The letter uses a parallel with God’s patience for those who remained faithful at the time of the deluge (and goes further to parallel the deadly deluge with the saving waters of baptism). Now, the dead can be ‘baptised’ and saved through Jesus’ presence.
Since Neo is the saviour, he is pictured in The Matrix Revolutions going down into his own ‘hell’.
He is betrayed by Bane, blinded by him. But his inner vision leads him to guide Trinity above the machines to a safe vision of clear and beautiful skies before he descends to do battle with Mr Smith.
Part of his ‘hell’ is the sacrificial death of his beloved Trinity. As the power of megalomaniac Smith (satanic in its delusions of grandeur) seems to conquer him, he goes into a grave before he regains the strength (with the images of Neo, arms outstretched) to finally defeat Smith.
In this connection, the sayings of Jesus in John 5:24-30 are evocative – the special hour coming, the dead hearing the voice of Jesus, those good people in the tombs rising to new life because of Jesus doing the will of the Father who sent him on his mission.
As Smith asks in bewilderment during their battle, ‘Why?’
Neo answers, ‘Because I choose to.’
Of course, many viewers will look at The Matrix trilogy as exciting science fiction or futuristic fantasy.
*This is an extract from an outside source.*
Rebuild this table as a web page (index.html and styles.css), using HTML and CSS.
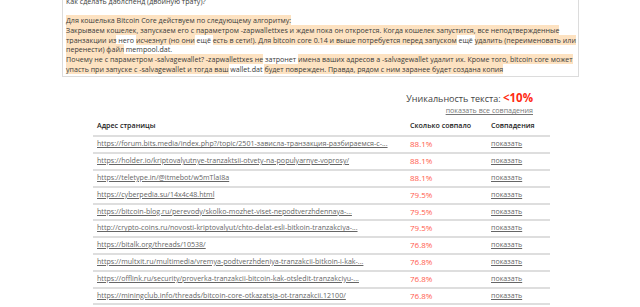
FILE: index.html
```html
<!DOCTYPE html>
<html lang="ru">
<head>
<meta charset="utf-8">
<link rel="stylesheet" href="styles.css">
</head>
<body>
<div class="textbox">
  <p class="line">Как сделать даблспенд (двойную трату)?</p>
  <p class="line blank">&nbsp;</p>
  <p class="line"><span class="hl">Для кошелька Bitcoin Core действуем по следующему алгоритму:</span><br><span class="hl">Закрываем кошелек, запускаем его с параметром -zapwallettxes и ждем пока он откроется. Когда кошелек запустится, все неподтвержденные транзакции из</span> него <span class="hl">исчезнут (но они</span> ещё <span class="hl">есть в сети!). Для bitcoin core 0.14 и выше потребуется перед запуском</span> ещё <span class="hl">удалить (переименовать или перенести) файл</span> mempool.dat.<br><span class="hl">Почему не с параметром -salvagewallet? -zapwallettxes не</span> затронет <span class="hl">имена ваших адресов а -salvagewallet удалит их. Кроме того, bitcoin core может упасть при запуске с -salvagewallet и тогда ваш</span> wallet.dat <span class="hl">будет поврежден. Правда, рядом с ним заранее будет создана копия</span></p>
</div>

<div class="results">
  <div class="uniq">
    <div class="uniq-title">Уникальность текста: <span class="uniq-value">&lt;10%</span></div>
    <a class="all-link" href="#">показать все совпадения</a>
  </div>
  <table class="matches">
    <thead>
      <tr><th class="c-url">Адрес страницы</th><th class="c-pct">Сколько совпало</th><th class="c-show">Совпадения</th></tr>
    </thead>
    <tbody>
      <tr><td class="c-url"><a href="#">https://forum.bits.media/index.php?/topic/2501-зависла-транзакция-разбираемся-с-...</a></td><td class="c-pct">88.1%</td><td class="c-show"><a href="#">показать</a></td></tr>
      <tr><td class="c-url"><a href="#">https://holder.io/kriptovalyutnye-tranzaktsii-otvety-na-populyarnye-voprosy/</a></td><td class="c-pct">88.1%</td><td class="c-show"><a href="#">показать</a></td></tr>
      <tr><td class="c-url"><a href="#">https://teletype.in/@itmebot/w5mTlaI8a</a></td><td class="c-pct">88.1%</td><td class="c-show"><a href="#">показать</a></td></tr>
      <tr><td class="c-url"><a href="#">https://cyberpedia.su/14x4c48.html</a></td><td class="c-pct">79.5%</td><td class="c-show"><a href="#">показать</a></td></tr>
      <tr><td class="c-url"><a href="#">https://bitcoin-blog.ru/perevody/skolko-mozhet-viset-nepodtverzhdennaya-...</a></td><td class="c-pct">79.5%</td><td class="c-show"><a href="#">показать</a></td></tr>
      <tr><td class="c-url"><a href="#">http://crypto-coins.ru/novosti-kriptovalyut/chto-delat-esli-bitkoin-tranzakciya-...</a></td><td class="c-pct">79.5%</td><td class="c-show"><a href="#">показать</a></td></tr>
      <tr><td class="c-url"><a href="#">https://bitalk.org/threads/10538/</a></td><td class="c-pct">76.8%</td><td class="c-show"><a href="#">показать</a></td></tr>
      <tr><td class="c-url"><a href="#">https://multxit.ru/multimedia/vremya-podtverzhdeniya-tranzakcii-bitkoin-i-kak-...</a></td><td class="c-pct">76.8%</td><td class="c-show"><a href="#">показать</a></td></tr>
      <tr><td class="c-url"><a href="#">https://offlink.ru/security/proverka-tranzakcii-bitcoin-kak-otsledit-tranzakciyu-...</a></td><td class="c-pct">76.8%</td><td class="c-show"><a href="#">показать</a></td></tr>
      <tr><td class="c-url"><a href="#">https://miningclub.info/threads/bitcoin-core-otkazatsja-ot-tranzakcii.12100/</a></td><td class="c-pct">76.8%</td><td class="c-show"><a href="#">показать</a></td></tr>
    </tbody>
  </table>
</div>
</body>
</html>
```

FILE: styles.css
```css
html, body {
  margin: 0;
  padding: 0;
  background: #ffffff;
  font-family: "Open Sans", "Noto Sans", sans-serif;
  color: #333333;
}

.textbox {
  margin: -6px 0 0 62px;
  width: 510px;
  padding: 2.5px 2px 1px 3px;
  border: 1px solid #dcdcdc;
  border-top: none;
  font-size: 7.1px;
  line-height: 9.8px;
  color: #3a3a3a;
}

.line {
  margin: 0;
}

.hl {
  background: #fde2c1;
}

.results {
  width: 457px;
  margin: 14px 0 0 93px;
}

.uniq {
  display: flex;
  flex-direction: column;
  align-items: flex-end;
  padding-right: 17px;
}

.uniq-title {
  font-size: 9px;
  line-height: 13px;
  color: #444444;
}

.uniq-value {
  color: #ff2a12;
  font-size: 11.5px;
  font-weight: 700;
}

.all-link {
  font-size: 7.1px;
  line-height: 10px;
  color: #777777;
  text-decoration: underline;
}

.matches {
  width: 457px;
  margin-top: 1.5px;
  border-collapse: collapse;
  font-size: 7.1px;
  table-layout: fixed;
}

.matches th {
  text-align: left;
  font-weight: 600;
  color: #222222;
  padding: 4px 4px 5px 4px;
  line-height: 10px;
  border-bottom: 2px solid #dedede;
  white-space: nowrap;
}

.matches td {
  padding: 2px 4px 3px 4px;
  line-height: 9.8px;
  border-bottom: 2px solid #dedede;
  white-space: nowrap;
  overflow: hidden;
}

.matches a {
  color: #666666;
  text-decoration: underline;
}

.c-url { width: 305px; }
.c-pct { width: 73px; }
.c-show { width: 55px; }

td.c-pct {
  color: #ff5a4c;
  font-size: 8px;
}
```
Some will respond, according to producer, Joel Silver, just on the visceral level. Others will respond to the mythic layers.
A Catholic response will explore those mythic levels and discover the links between the Scriptures, Jesus of the Gospels and the religious symbols. For audiences who are not sure of their faith or their biblical knowledge, the films provide aspects of a new apologetics, a contemporary invitation to examine the credibility of the Catholic tradition.